Several data sources can help to measure market expectations. We focus here on three key markets: bonds, equities and commodities. To simplify things, we will concentrate on US 10-year rates, the S&P 500 and oil (WTI). For each, we have the following ingredients:

  • 10-year rates: forward rates in 3, 6, 9 and 12 months, which will be useful for calculating the expected variations in spot rates

  • S&P 500: the expected variations in corporate profits for the next four quarters, according to analyst consensus estimates

  • WTI: the term structure of the price per barrel for the next four quarters, obtained from the futures market

With these few elements, we can build a series of variations in 10-year rates, in profits and in the price of oil, which we can then correlate with fluctuations in nominal growth. Based on this correlation work, a simple linear regression can then be estimated between these series to convert the expectations of rates, profits and oil prices into expected nominal GDP growth. The result of this process is shown in figure 1.


Figure 1: Expected nominal US growth by market (year-on-year)

Source : Bloomberg, LOIM


The key points in this chart are as follows:

  • The 24-month change in 10-year rates correlates remarkably well with historical nominal growth. By incorporating 10-year forward rates up to Q1 2024 as a forecast for 10-year spot rates, we see a gradual decline in the rates over the 24 months. Thus, this offers an indication that the bond market is expecting a slow decline in nominal growth, with the drop intensifying in the first part of 2024
  • Analysts see profits for S&P 500 companies contracting in Q2 and to a lesser extent in Q3: a darker short-term scenario than the one for bonds, but with a recovery expected at the end. As a result, the nominal growth scenario that emerges from this is one of a rapid decline (although remaining in positive territory), followed by stabilisation and a recovery in the first part of 2024. The divergence between equities and bonds is clear here
  • Finally, with the term structure of the oil price having flattened considerably since last year, we get a third scenario: lower but steady growth in the quarters ahead for oil

Thus, from the three markets studied, three different scenarios seem to emerge: a rapid decline followed by a recovery for equities, a slow decline with no recovery for bonds, and relative stability at a lower level of growth for commodities.


Here comes a soft landing

How do these scenarios compare with the last three recessions sparked by central bank rate hikes? These occurred in 1990, 2001 and 2008. Figure 2 presents the estimated nominal growth scenario implied in each of the three markets, with the measured nominal growth for the recessions. What 1990 and 2001 have in common is a similarity to a soft landing: growth declines and unemployment rises, but only to a limited extent (2.3%). The 2008 scenario is more akin to a hard landing.

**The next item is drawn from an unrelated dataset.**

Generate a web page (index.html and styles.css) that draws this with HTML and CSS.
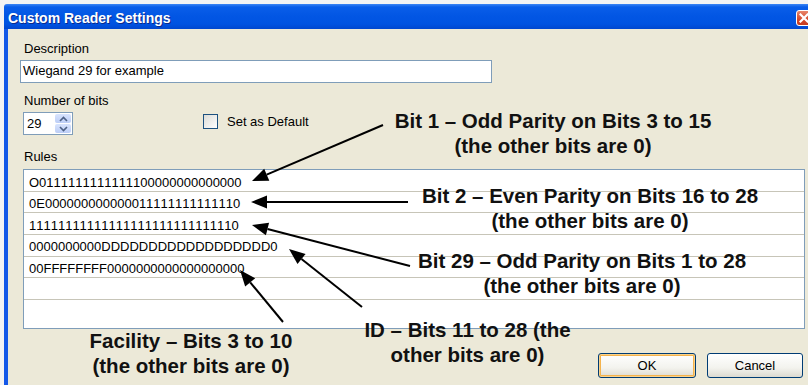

The analysis in figure 2 shows that while the three asset classes differ in the form of the slowdown, they agree on one thing: each expects a soft landing, and this is where the risk of any allocation lies. The overall market is committed to the soft-landing cause (who said the Federal Reserve was not credible?). The obvious blind spot here is a hard landing rather than a stagflation scenario where the nominal economy would continue to benefit.


Figure 2. US nominal growth scenario implied by each asset class

Source: Bloomberg, LOIM


  Simply put, there is a divergence of expectations among asset classes as to the shape of the slowdown, but not as to its nature. The market broadly expects a soft landing, with a clear cross-asset consensus.  

Macro/nowcasting corner

The most recent evolution of our proprietary nowcasting indicators for global growth, global inflation surprises and global monetary policy surprises designed to track the recent progression of macroeconomic factors driving the markets. 

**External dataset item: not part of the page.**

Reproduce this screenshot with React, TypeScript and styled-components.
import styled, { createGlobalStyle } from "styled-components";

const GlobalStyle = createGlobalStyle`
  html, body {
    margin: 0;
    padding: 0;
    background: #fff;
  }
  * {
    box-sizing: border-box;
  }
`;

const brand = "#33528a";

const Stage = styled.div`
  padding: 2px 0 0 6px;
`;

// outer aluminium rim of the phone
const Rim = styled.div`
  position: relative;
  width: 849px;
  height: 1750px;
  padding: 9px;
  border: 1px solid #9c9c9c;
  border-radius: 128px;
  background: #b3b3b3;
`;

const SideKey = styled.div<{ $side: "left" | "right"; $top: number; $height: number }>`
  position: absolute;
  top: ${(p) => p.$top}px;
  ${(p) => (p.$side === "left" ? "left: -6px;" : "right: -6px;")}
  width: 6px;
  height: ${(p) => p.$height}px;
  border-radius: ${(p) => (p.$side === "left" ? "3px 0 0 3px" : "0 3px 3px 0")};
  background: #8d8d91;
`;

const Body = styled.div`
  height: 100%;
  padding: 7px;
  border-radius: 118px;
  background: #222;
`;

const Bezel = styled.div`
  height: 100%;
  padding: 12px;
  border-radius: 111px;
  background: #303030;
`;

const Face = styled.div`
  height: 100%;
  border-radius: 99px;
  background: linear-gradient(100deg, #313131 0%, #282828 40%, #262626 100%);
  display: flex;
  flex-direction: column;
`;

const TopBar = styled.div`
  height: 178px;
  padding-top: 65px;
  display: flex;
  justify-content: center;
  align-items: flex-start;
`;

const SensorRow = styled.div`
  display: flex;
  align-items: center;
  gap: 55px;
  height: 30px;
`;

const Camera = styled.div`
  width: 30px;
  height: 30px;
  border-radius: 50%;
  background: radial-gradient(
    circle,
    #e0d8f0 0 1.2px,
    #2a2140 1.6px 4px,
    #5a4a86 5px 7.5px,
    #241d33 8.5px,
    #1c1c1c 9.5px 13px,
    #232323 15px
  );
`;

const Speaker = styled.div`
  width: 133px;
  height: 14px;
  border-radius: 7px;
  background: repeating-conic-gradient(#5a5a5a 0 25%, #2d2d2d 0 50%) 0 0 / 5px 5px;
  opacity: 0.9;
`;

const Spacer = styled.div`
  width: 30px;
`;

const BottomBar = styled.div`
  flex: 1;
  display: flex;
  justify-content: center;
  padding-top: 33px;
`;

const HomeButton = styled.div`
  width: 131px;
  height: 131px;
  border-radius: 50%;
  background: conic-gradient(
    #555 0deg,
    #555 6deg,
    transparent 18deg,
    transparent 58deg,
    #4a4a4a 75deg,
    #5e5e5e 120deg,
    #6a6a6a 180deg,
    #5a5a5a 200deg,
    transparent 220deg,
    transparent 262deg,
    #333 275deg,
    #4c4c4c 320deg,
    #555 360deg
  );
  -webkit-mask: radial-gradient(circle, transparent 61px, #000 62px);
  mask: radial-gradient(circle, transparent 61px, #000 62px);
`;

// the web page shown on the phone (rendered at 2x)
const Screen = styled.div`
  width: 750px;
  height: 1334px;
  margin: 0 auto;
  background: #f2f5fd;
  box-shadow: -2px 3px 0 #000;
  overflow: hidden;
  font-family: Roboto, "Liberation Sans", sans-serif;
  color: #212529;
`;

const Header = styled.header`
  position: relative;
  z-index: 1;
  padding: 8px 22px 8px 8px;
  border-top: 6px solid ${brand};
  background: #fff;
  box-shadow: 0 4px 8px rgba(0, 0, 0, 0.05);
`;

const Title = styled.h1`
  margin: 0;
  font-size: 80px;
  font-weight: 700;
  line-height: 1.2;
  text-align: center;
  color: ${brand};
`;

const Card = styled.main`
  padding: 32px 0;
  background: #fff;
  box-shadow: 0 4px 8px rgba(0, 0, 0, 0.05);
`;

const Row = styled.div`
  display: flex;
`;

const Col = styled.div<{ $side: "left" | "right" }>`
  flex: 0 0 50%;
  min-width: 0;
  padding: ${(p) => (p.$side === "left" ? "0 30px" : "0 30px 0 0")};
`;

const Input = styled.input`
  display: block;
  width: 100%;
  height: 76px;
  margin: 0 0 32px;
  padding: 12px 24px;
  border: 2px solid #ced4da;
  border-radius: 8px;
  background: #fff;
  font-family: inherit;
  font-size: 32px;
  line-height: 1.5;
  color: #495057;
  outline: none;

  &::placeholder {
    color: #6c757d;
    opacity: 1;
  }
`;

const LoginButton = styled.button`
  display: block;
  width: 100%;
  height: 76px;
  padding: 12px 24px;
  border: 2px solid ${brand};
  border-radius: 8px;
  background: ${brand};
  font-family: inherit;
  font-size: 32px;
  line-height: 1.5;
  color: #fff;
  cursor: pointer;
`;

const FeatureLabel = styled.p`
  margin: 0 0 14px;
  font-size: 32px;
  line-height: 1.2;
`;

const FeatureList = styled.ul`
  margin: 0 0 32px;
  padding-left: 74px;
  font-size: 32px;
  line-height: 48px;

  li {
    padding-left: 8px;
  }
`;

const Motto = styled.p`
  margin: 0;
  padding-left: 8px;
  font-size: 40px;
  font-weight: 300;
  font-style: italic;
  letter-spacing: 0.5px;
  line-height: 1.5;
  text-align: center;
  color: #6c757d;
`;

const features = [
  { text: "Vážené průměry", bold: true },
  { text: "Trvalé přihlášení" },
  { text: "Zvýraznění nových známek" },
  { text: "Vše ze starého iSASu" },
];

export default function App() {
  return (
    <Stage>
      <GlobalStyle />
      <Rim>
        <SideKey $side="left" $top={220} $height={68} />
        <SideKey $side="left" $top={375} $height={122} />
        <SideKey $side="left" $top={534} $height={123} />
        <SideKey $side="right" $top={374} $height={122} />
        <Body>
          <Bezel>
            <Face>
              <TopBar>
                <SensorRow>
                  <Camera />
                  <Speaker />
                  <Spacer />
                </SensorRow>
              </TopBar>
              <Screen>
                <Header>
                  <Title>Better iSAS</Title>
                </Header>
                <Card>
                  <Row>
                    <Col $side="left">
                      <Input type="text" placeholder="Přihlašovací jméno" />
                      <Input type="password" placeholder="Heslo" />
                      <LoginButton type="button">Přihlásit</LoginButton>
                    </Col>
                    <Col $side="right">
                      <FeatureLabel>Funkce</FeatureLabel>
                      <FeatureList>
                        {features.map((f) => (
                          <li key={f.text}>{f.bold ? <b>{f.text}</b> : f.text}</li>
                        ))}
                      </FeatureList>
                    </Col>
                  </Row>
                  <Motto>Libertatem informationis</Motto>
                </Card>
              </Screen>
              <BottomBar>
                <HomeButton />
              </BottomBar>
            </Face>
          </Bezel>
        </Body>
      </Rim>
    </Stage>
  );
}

Our nowcasting indicators currently show:

  • Our growth indicator lost a little altitude again, as the US indicator continued to fall
  • Our US inflation nowcaster has remained stable. The US inflation report showed stabilisation – consistent with our nowcaster’s diffusion index, which increased from 40% to 46%
  • Our monetary policy indicator remains unchanged: despite inflation being only slightly down, our indicator still expects central banks to be very moderate


World growth nowcaster: long-term (left) and recent evolution (right)

World inflation nowcaster: long-term (left) and recent evolution (right)

World monetary policy nowcaster: long-term (left) and recent evolution (right)

Reading note: LOIM's nowcasting indicators gather economic indicators in a point-in-time fashion to measure the probability of a given macroeconomic risk - growth, inflation and monetary policy surprises. The Nowcaster ranges from 0% (low growth, low inflation and dovish monetary policy) to 100% (high growth, high inflation and hawkish monetary policy).